Directed by: Richard Eyre
Starring: Emma Thompson, Stanley Tucci, Fionn Whitehead
Richard Eyre’s latest film, ‘The Children Act’, is an interesting project for the esteemed director; a story of a renowned judge and her battle with hard-hitting cases and her dilapidating marriage. It’s part-drama and part-romance, a genre fusion that Eyre is familiar with, which is why it’s frustrating to see his court-room drama crumble away so easily after such a promising opening act.
Emma Thompson is Fiona Maye, a hard-headed, sophisticated, and by-the-book judge who, with her marriage with Stanley Tucci’s Jack slowly crumbling before her, must juggle morality with the law in her decision to approve a blood transfusion for a young Jehovah’s Witness (Fionn Whitehead) who refuses the procedure on religious principle. It’s a heavy topic, but one that warrants its own story; a tale adapted for the screen by Ian McEwan, the author of the source material himself.

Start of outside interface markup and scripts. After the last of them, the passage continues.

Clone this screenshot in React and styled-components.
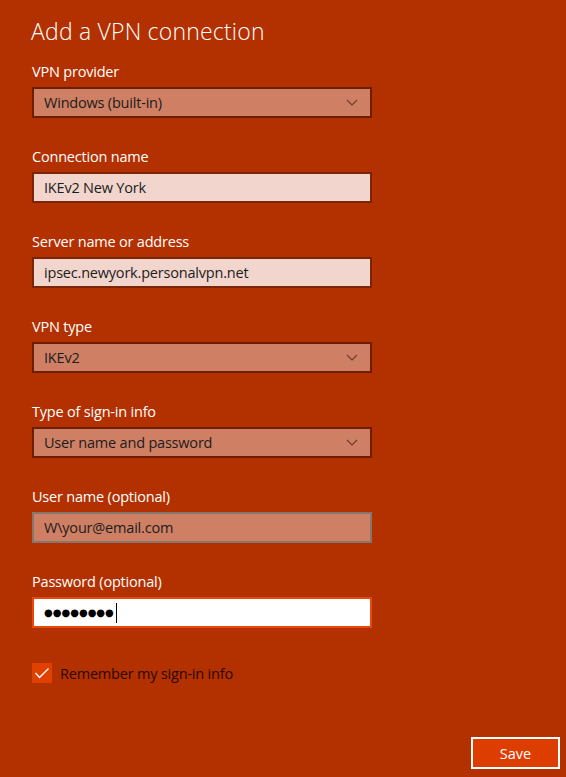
import styled, { createGlobalStyle } from 'styled-components';

const GlobalStyle = createGlobalStyle`
  html, body {
    margin: 0;
    padding: 0;
    background: #b33000;
  }
  body {
    font-family: 'Open Sans', 'Noto Sans', sans-serif;
  }
`;

const Page = styled.div`
  width: 566px;
  height: 777px;
  box-sizing: border-box;
  padding: 16px 6px 0 32px;
  background: #b33000;
  display: flex;
  flex-direction: column;
`;

const Title = styled.h1`
  margin: 0 0 16px -1px;
  font-size: 23px;
  line-height: 30px;
  font-weight: 300;
  letter-spacing: 0.2px;
  color: #ffffff;
`;

const Form = styled.div`
  display: flex;
  flex-direction: column;
  gap: 29px;
`;

const Field = styled.div`
  display: flex;
  flex-direction: column;
  gap: 5px;
`;

const Label = styled.label`
  font-size: 14.5px;
  letter-spacing: -0.2px;
  line-height: 20px;
  color: #ffffff;
`;

const Box = styled.div`
  box-sizing: border-box;
  width: 340px;
  height: 31px;
  padding: 0 12px 0 10px;
  display: flex;
  align-items: center;
  justify-content: space-between;
  font-size: 14.5px;
  letter-spacing: -0.2px;
  color: #1c1c1c;
  border: 2px solid ${({ $border }) => $border || '#6e1d00'};
  background: ${({ $fill }) => $fill || '#cf8064'};
`;

const Chevron = () => (
  <svg width="12" height="7" viewBox="0 0 12 7">
    <polyline points="1,1 6,6 11,1" fill="none" stroke="#6f3a2a" strokeWidth="1.1" />
  </svg>
);

const Dots = styled.span`
  font-family: 'DejaVu Sans', sans-serif;
  font-size: 10px;
  letter-spacing: 0;
  color: #000;
`;

const Caret = styled.span`
  display: inline-block;
  width: 1px;
  height: 20px;
  background: #000;
  margin-left: 2px;
`;

const PasswordValue = styled.div`
  display: flex;
  align-items: center;
`;

const CheckRow = styled.div`
  display: flex;
  align-items: center;
  gap: 8px;
  margin-top: 35px;
  font-size: 14.5px;
  letter-spacing: -0.2px;
  color: #2a0900;
`;

const CheckBox = styled.span`
  width: 20px;
  height: 20px;
  background: #e14100;
  display: flex;
  align-items: center;
  justify-content: center;
`;

const Footer = styled.div`
  display: flex;
  justify-content: flex-end;
  margin-top: 54px;
`;

const SaveButton = styled.button`
  box-sizing: border-box;
  width: 89px;
  height: 32px;
  border: 2px solid #ffffff;
  background: #de3d00;
  color: #ffffff;
  font-family: 'Open Sans', 'Noto Sans', sans-serif;
  font-size: 14.5px;
  padding: 0;
`;

function SelectField({ label, value }) {
  return (
    <Field>
      <Label>{label}</Label>
      <Box>
        <span>{value}</span>
        <Chevron />
      </Box>
    </Field>
  );
}

function TextField({ label, value, fill, border }) {
  return (
    <Field>
      <Label>{label}</Label>
      <Box $fill={fill} $border={border}>
        <span>{value}</span>
      </Box>
    </Field>
  );
}

export default function App() {
  return (
    <>
      <GlobalStyle />
      <Page>
        <Title>Add a VPN connection</Title>
        <Form>
          <SelectField label="VPN provider" value="Windows (built-in)" />
          <TextField label="Connection name" value="IKEv2 New York" fill="#f2d5cc" border="#7a2408" />
          <TextField label="Server name or address" value="ipsec.newyork.personalvpn.net" fill="#f2d5cc" border="#7a2408" />
          <SelectField label="VPN type" value="IKEv2" />
          <SelectField label="Type of sign-in info" value="User name and password" />
          <TextField label="User name (optional)" value="W\your@email.com" fill="#cf8064" border="#84776f" />
          <Field>
            <Label>Password (optional)</Label>
            <Box $fill="#ffffff" $border="#e8470e">
              <PasswordValue>
                <Dots>●●●●●●●●</Dots>
                <Caret />
              </PasswordValue>
            </Box>
          </Field>
        </Form>
        <CheckRow>
          <CheckBox>
            <svg width="16" height="12" viewBox="0 0 16 12">
              <polyline points="1.5,6 5.5,10.5 14.5,1.5" fill="none" stroke="#ffffff" strokeWidth="1.4" />
            </svg>
          </CheckBox>
          Remember my sign-in info
        </CheckRow>
        <Footer>
          <SaveButton>Save</SaveButton>
        </Footer>
      </Page>
    </>
  );
}
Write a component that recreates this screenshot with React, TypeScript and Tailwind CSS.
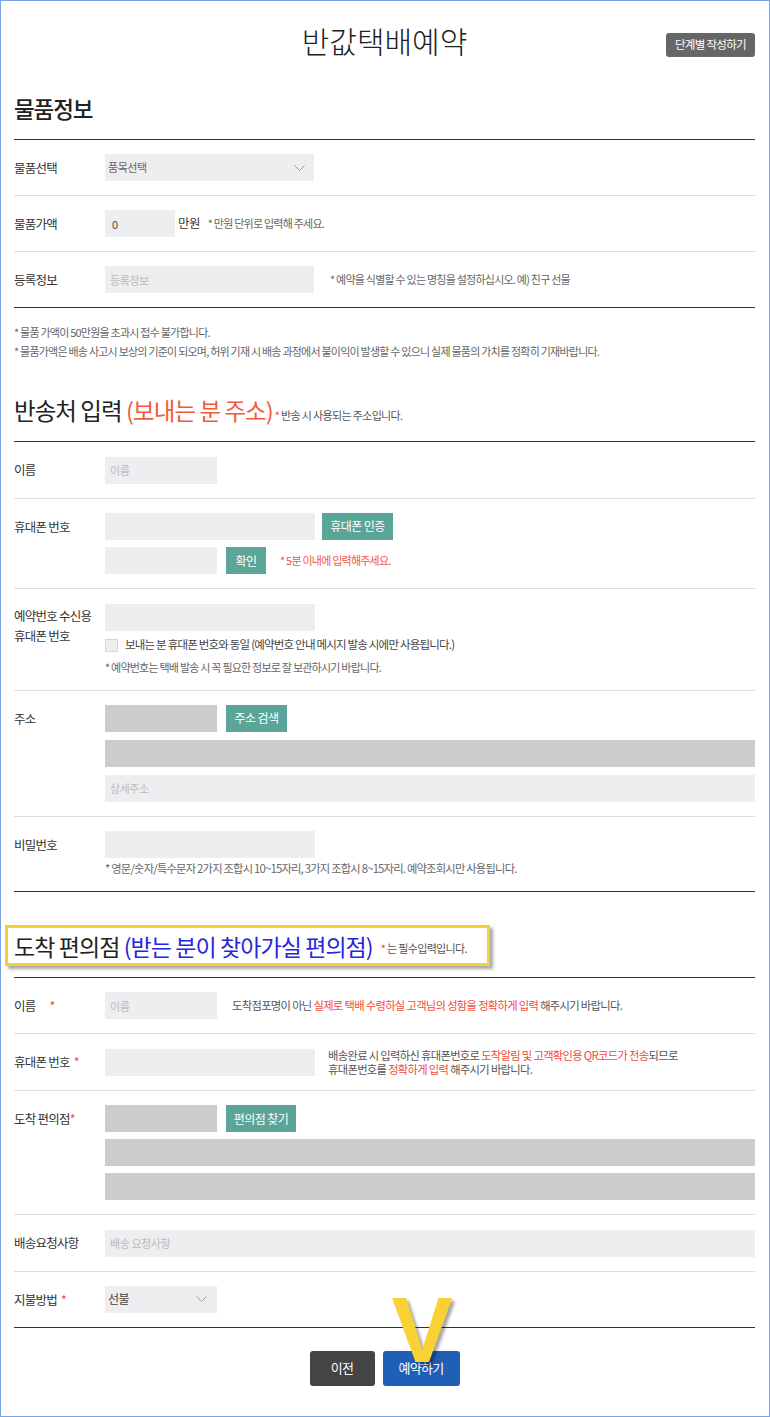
import React from 'react';

function Chevron() {
    return (
        <svg width="11" height="6" viewBox="0 0 11 6" fill="none">
            <path d="M0.5 0.5 L5.5 5.5 L10.5 0.5" stroke="#9a9a9a" strokeWidth="1" />
        </svg>
    );
}

function Row({ label, dark, children }: { label: React.ReactNode; dark?: boolean; children: React.ReactNode }) {
    return (
        <div className={`flex py-[14px] border-b ${dark ? 'border-[#333]' : 'border-[#dcdcdc]'}`}>
            <div className="w-[91px] shrink-0 text-[12.5px] leading-[27px] text-[#333] tracking-[-0.06em]">{label}</div>
            <div className="flex-1 min-w-0">{children}</div>
        </div>
    );
}

function Star({ gap }: { gap: string }) {
    return <span className={`text-[#f04a3a] ${gap}`}>*</span>;
}

function TealButton({ children, w }: { children: React.ReactNode; w: string }) {
    return (
        <button className={`${w} h-[27px] bg-[#5aa598] text-white text-[12px] tracking-[-0.05em] shrink-0`}>{children}</button>
    );
}

export default function App() {
    const light = "h-[27px] bg-[#eeedef] text-[11px] text-[#444] placeholder:text-[#bbb] px-[5px] outline-none tracking-[-0.04em]";
    const note = "text-[11px] tracking-[-0.07em] text-[#666]";
    const note3 = "text-[11.3px] tracking-[-0.06em] text-[#555]";

    return (
        <div className="w-[770px] h-[1417px] box-border border border-[#79a3e6] bg-white overflow-hidden font-['Noto_Sans_CJK_KR','Noto_Sans',sans-serif] text-[#222]">
            <div className="pl-[13px] pr-[14px]">
                {/* header */}
                <div className="grid grid-cols-[1fr_auto_1fr] pt-[19px]">
                    <div />
                    <h1 className="text-[30px] leading-[40px] font-light text-[#222]">반값택배예약</h1>
                    <div className="flex justify-end items-start">
                        <button className="mt-[13px] h-[24px] px-[9px] bg-[#666] rounded-[3px] text-white text-[11.5px] tracking-[-0.06em]">단계별 작성하기</button>
                    </div>
                </div>

                {/* 물품정보 */}
                <div className="mt-[33px] pb-[16px] border-b border-[#333]">
                    <h2 className="text-[22.5px] leading-[30px] font-medium tracking-[-0.05em]">물품정보</h2>
                </div>

                <Row label="물품선택">
                    <div className="w-[209px] h-[27px] bg-[#eeedef] flex items-center justify-between pl-[3px] pr-[9px]">
                        <span className="text-[11px] text-[#666] tracking-[-0.04em]">품목선택</span>
                        <Chevron />
                    </div>
                </Row>
                <Row label="물품가액">
                    <div className="flex items-center">
                        <input className={`${light} w-[70px] pl-[7px]`} defaultValue="0" />
                        <span className="ml-[3px] text-[12.5px] text-[#333] tracking-[-0.05em]">만원</span>
                        <span className={`ml-[8px] ${note}`}>* 만원 단위로 입력해 주세요.</span>
                    </div>
                </Row>
                <Row label="등록정보" dark>
                    <div className="flex items-center">
                        <input className={`${light} w-[209px]`} placeholder="등록정보" />
                        <span className={`ml-[16px] ${note}`}>* 예약을 식별할 수 있는 명칭을 설정하십시오. 예) 친구 선물</span>
                    </div>
                </Row>

                <div className={`pt-[15px] leading-[19px] ${note}`}>
                    <p>* 물품 가액이 50만원을 초과시 접수 불가합니다.</p>
                    <p>* 물품가액은 배송 사고시 보상의 기준이 되오며, 허위 기재 시 배송 과정에서 불이익이 발생할 수 있으니 실제 물품의 가치를 정확히 기재바랍니다.</p>
                </div>

                {/* 반송처 입력 */}
                <div className="mt-[34px] pb-[16px] border-b border-[#333] flex items-baseline">
                    <h2 className="text-[23.5px] leading-[30px] tracking-[-0.04em]">
                        반송처 입력 <span className="text-[#f15b3c]">(보내는 분 주소)</span>
                    </h2>
                    <span className="text-[11px] tracking-[-0.06em] text-[#555] ml-[2px]"><span className="text-[#f04a3a]">*</span> 반송 시 사용되는 주소입니다.</span>
                </div>

                <Row label="이름">
                    <input className={`${light} w-[112px]`} placeholder="이름" />
                </Row>
                <Row label="휴대폰 번호">
                    <div className="flex flex-col gap-[7px]">
                        <div className="flex gap-[7px]">
                            <input className={`${light} w-[210px]`} />
                            <TealButton w="w-[71px]">휴대폰 인증</TealButton>
                        </div>
                        <div className="flex items-center">
                            <input className={`${light} w-[112px]`} />
                            <div className="ml-[9px]"><TealButton w="w-[40px]">확인</TealButton></div>
                            <span className="ml-[14px] text-[11px] tracking-[-0.07em] text-[#f2553f]">* 5분 이내에 입력해주세요.</span>
                        </div>
                    </div>
                </Row>
                <Row label={<div className="leading-[20px] pt-[3px]">예약번호 수신용<br />휴대폰 번호</div>}>
                    <input className={`${light} w-[210px]`} />
                    <div className="mt-[5px] flex items-center h-[19px]">
                        <div className="w-[13px] h-[13px] bg-[#eeedef] border border-[#d6d6d6]" />
                        <span className="ml-[7px] text-[11.5px] tracking-[-0.07em] text-[#444]">보내는 분 휴대폰 번호와 동일 (예약번호 안내 메시지 발송 시에만 사용됩니다.)</span>
                    </div>
                    <p className={`mt-[3px] leading-[18px] ${note}`}>* 예약번호는 택배 발송 시 꼭 필요한 정보로 잘 보관하시기 바랍니다.</p>
                </Row>
                <Row label="주소">
                    <div className="flex flex-col gap-[8px]">
                        <div className="flex gap-[9px]">
                            <div className="w-[112px] h-[27px] bg-[#cdcbcd]" />
                            <TealButton w="w-[61px]">주소 검색</TealButton>
                        </div>
                        <div className="h-[27px] bg-[#cdcbcd]" />
                        <input className={`${light} w-full`} placeholder="상세주소" />
                    </div>
                </Row>
                <Row label="비밀번호" dark>
                    <input className={`${light} w-[210px]`} />
                    <p className={`mt-[1px] leading-[18px] text-[11.3px] tracking-[-0.07em] text-[#666]`}>* 영문/숫자/특수문자 2가지 조합시 10~15자리, 3가지 조합시 8~15자리. 예약조회시만 사용됩니다.</p>
                </Row>

                {/* 도착 편의점 */}
                <div className="pt-[33px] pb-[11px] border-b border-[#333]">
                    <div className="ml-[-9px] w-[485px] h-[41px] border-[3px] border-[#f6cf32] shadow-[3px_3px_3px_rgba(0,0,0,0.35)] flex items-center pl-[6px]">
                        <h2 className="text-[23px] leading-[30px] tracking-[-0.04em] whitespace-nowrap">
                            도착 편의점 <span className="text-[#2626dc]">(받는 분이 찾아가실 편의점)</span>
                        </h2>
                        <span className="ml-[8px] mt-[6px] text-[11px] tracking-[-0.06em] text-[#555] whitespace-nowrap"><span className="text-[#f04a3a]">*</span> 는 필수입력입니다.</span>
                    </div>
                </div>

                <Row label={<>이름<Star gap="ml-[14px]" /></>}>
                    <div className="flex items-center">
                        <input className={`${light} w-[112px]`} placeholder="이름" />
                        <span className={`ml-[15px] ${note3}`}>
                            도착점포명이 아닌 <span className="text-[#f04a3a]">실제로 택배 수령하실 고객님의 성함을 정확하게 입력</span> 해주시기 바랍니다.
                        </span>
                    </div>
                </Row>
                <Row label={<>휴대폰 번호<Star gap="ml-[4px]" /></>}>
                    <div className="flex items-center">
                        <input className={`${light} w-[210px]`} />
                        <span className={`ml-[13px] leading-[14px] ${note3}`}>
                            배송완료 시 입력하신 휴대폰번호로 <span className="text-[#f04a3a]">도착알림 및 고객확인용 QR코드가 전송</span>되므로<br />
                            휴대폰번호를 <span className="text-[#f04a3a]">정확하게 입력</span> 해주시기 바랍니다.
                        </span>
                    </div>
                </Row>
                <Row label={<>도착 편의점<span className="text-[#f04a3a]">*</span></>}>
                    <div className="flex flex-col gap-[7px]">
                        <div className="flex gap-[9px]">
                            <div className="w-[112px] h-[27px] bg-[#cdcbcd]" />
                            <TealButton w="w-[70px]">편의점 찾기</TealButton>
                        </div>
                        <div className="h-[27px] bg-[#cdcbcd]" />
                        <div className="h-[27px] bg-[#cdcbcd]" />
                    </div>
                </Row>
                <Row label="배송요청사항">
                    <input className={`${light} w-full`} placeholder="배송 요청사항" />
                </Row>
                <Row label={<>지불방법<Star gap="ml-[4px]" /></>} dark>
                    <div className="w-[112px] h-[27px] bg-[#eeedef] flex items-center justify-between pl-[3px] pr-[10px]">
                        <span className="text-[12px] text-[#444] tracking-[-0.04em]">선불</span>
                        <Chevron />
                    </div>
                </Row>

                {/* buttons */}
                <div className="mt-[23px] flex justify-center gap-[8px]">
                    <button className="w-[65px] h-[35px] bg-[#444] rounded-[3px] text-white text-[13px] tracking-[-0.05em]">이전</button>
                    <div className="relative">
                        <button className="w-[77px] h-[35px] bg-[#1f5fb6] rounded-[3px] text-white text-[13px] tracking-[-0.05em]">예약하기</button>
                        <span className="absolute left-[9px] top-[-67px] z-10 font-['Liberation_Sans',sans-serif] font-bold text-[92px] leading-none text-[#f9d133] [text-shadow:3px_3px_3px_rgba(0,0,0,0.35)] pointer-events-none">V</span>
                    </div>
                </div>
            </div>
        </div>
    );
}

The issue at hand is a controversial case, but both McEwan and Eyre are cautious and delicate enough to objectively depict both sides of the debate with no sense of authorial bias, with both sides of the coin being shown with no sign of villainy. Such objectivity is achieved through Thompson’s performance that remains both professional and diligent, with her trademark charm channelling a true sense of moral curiosity about the young boy and his welfare. As the film progresses her character develops in a way that is dependant on her ability to shift between professionalism and her moral obligation as a human being, a juxtaposition that Thompson handles with a great deal of maturity; which is to be expected of course. Tucci, although we don’t see enough of him, is just as fascinating as his co-star, whose scarce appearances throughout the film add an element of banality to the proceedings. His dry exchanges with his wife (“I think I want an affair”) not only perfectly capture the nature of their exhausted relationship, but also showcase his hopelessness as a character; a hopeless romantic who is secondary to his wife’s chaotic professional lifestyle. This is a film that would sink without the duality between the pair, but thankfully their combined on-screen presence maintains the film’s buoyancy.
Where the film does start to sink, however, is with its inability to coherently juggle between the main story of the case itself and the additional sub-plot of Fiona and Whitehead’s Adam’s questionable relationship. What starts as a hard-hitting court-room drama soon plays out as a messy hybridisation of ‘The Graduate’ and ‘The King of Comedy’, a surreal sub-plot that depicts Adam’s irrational romantic and spiritual fascination with the older Fiona – a fascination spurred by his ever-diminishing faith. It feels bizarrely out of place and doesn’t hit the emotional heights that it intends to, culminating in an underwhelming denouement that takes away from the film’s stunning first half.
At its best, ‘The Children Act’ is a fascinating insight into the life of a troubled judge whose marriage is incessantly burdened by her relentless work ethic. But at its most, it’s a convoluted and bizarre story of a young man’s quest for romantic and spiritual self-discovery that is as cliché and as convoluted as it sounds.